**Provided data:**

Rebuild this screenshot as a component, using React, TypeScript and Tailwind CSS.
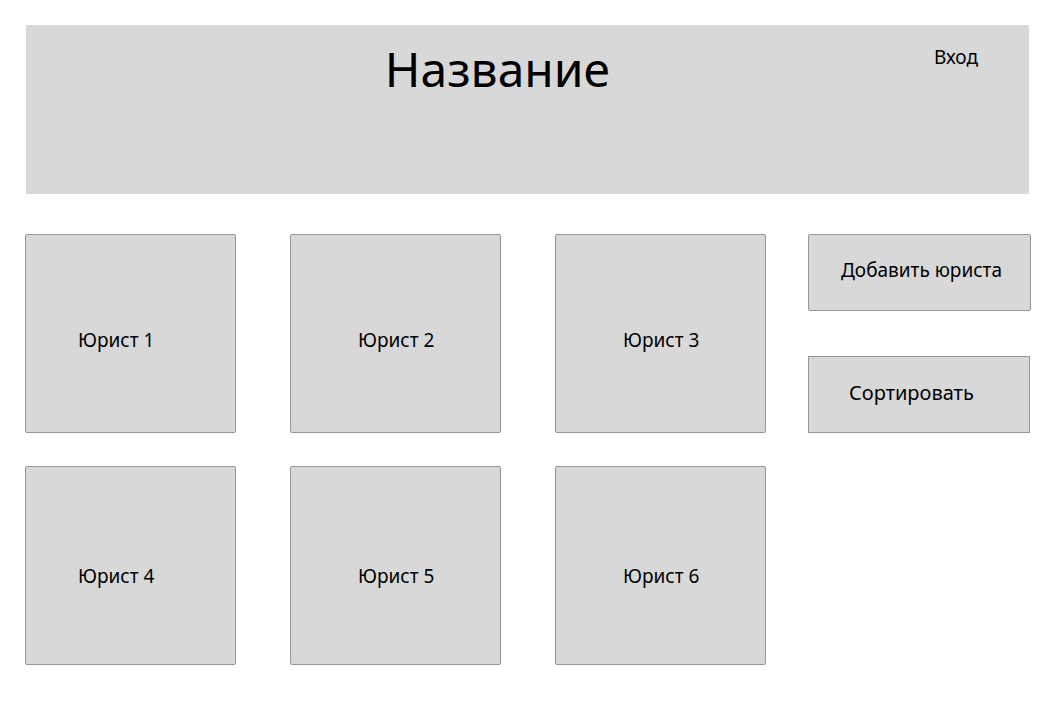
const firstRow = ['Юрист 1', 'Юрист 2', 'Юрист 3'];
const secondRow = ['Юрист 4', 'Юрист 5', 'Юрист 6'];

function LawyerRow({ names, className }: { names: string[]; className: string }) {
  return (
    <ul className="grid grid-cols-3 gap-x-[54px]">
      {names.map((name, column) => (
        <li
          key={name}
          className={`min-h-[199px] rounded-xs border border-[#979797] bg-[#d8d8d8] ${
            column === 0 ? 'pl-[52px]' : 'pl-[67px]'
          } ${className}`}
        >
          {name}
        </li>
      ))}
    </ul>
  );
}

export default function App() {
  return (
    <div className="min-h-screen bg-white pt-[25px] pr-4 pb-[52px] pl-[25px] font-['Noto_Sans',sans-serif] text-[19px] leading-6 text-black">
      <header className="mr-0.5 ml-px flex min-h-[169px] items-start bg-[#d8d8d8] pr-[51px] pl-[35px]">
        <h1 className="flex-1 pt-3.5 text-center text-[48px] leading-[60px]">Название</h1>
        <a href="#login" className="pt-5">
          Вход
        </a>
      </header>

      <div className="mt-10 flex items-start gap-[42px]">
        <main className="flex flex-1 flex-col gap-[33px]">
          <LawyerRow names={firstRow} className="pt-[93px]" />
          <LawyerRow names={secondRow} className="pt-[97px]" />
        </main>

        <aside className="flex w-[223px] flex-col gap-[45px]">
          <button
            type="button"
            className="h-[77px] rounded-xs border border-[#979797] bg-[#d8d8d8] pb-1.5 pl-8 text-left whitespace-nowrap"
          >
            Добавить юриста
          </button>
          <button
            type="button"
            className="mr-px h-[77px] border border-[#979797] bg-[#d8d8d8] pb-1 pl-10 text-left text-[20px] whitespace-nowrap"
          >
            Сортировать
          </button>
        </aside>
      </div>
    </div>
  );
}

**What you have to do:**
Transcribe the whole listing exactly. Pictures stay out of your copy.

**Expected output:**
Rebuild this screenshot as a component, using React, TypeScript and Tailwind CSS.
const firstRow = ['Юрист 1', 'Юрист 2', 'Юрист 3'];
const secondRow = ['Юрист 4', 'Юрист 5', 'Юрист 6'];

function LawyerRow({ names, className }: { names: string[]; className: string }) {
  return (
    <ul className="grid grid-cols-3 gap-x-[54px]">
      {names.map((name, column) => (
        <li
          key={name}
          className={`min-h-[199px] rounded-xs border border-[#979797] bg-[#d8d8d8] ${
            column === 0 ? 'pl-[52px]' : 'pl-[67px]'
          } ${className}`}
        >
          {name}
        </li>
      ))}
    </ul>
  );
}

export default function App() {
  return (
    <div className="min-h-screen bg-white pt-[25px] pr-4 pb-[52px] pl-[25px] font-['Noto_Sans',sans-serif] text-[19px] leading-6 text-black">
      <header className="mr-0.5 ml-px flex min-h-[169px] items-start bg-[#d8d8d8] pr-[51px] pl-[35px]">
        <h1 className="flex-1 pt-3.5 text-center text-[48px] leading-[60px]">Название</h1>
        <a href="#login" className="pt-5">
          Вход
        </a>
      </header>

      <div className="mt-10 flex items-start gap-[42px]">
        <main className="flex flex-1 flex-col gap-[33px]">
          <LawyerRow names={firstRow} className="pt-[93px]" />
          <LawyerRow names={secondRow} className="pt-[97px]" />
        </main>

        <aside className="flex w-[223px] flex-col gap-[45px]">
          <button
            type="button"
            className="h-[77px] rounded-xs border border-[#979797] bg-[#d8d8d8] pb-1.5 pl-8 text-left whitespace-nowrap"
          >
            Добавить юриста
          </button>
          <button
            type="button"
            className="mr-px h-[77px] border border-[#979797] bg-[#d8d8d8] pb-1 pl-10 text-left text-[20px] whitespace-nowrap"
          >
            Сортировать
          </button>
        </aside>
      </div>
    </div>
  );
}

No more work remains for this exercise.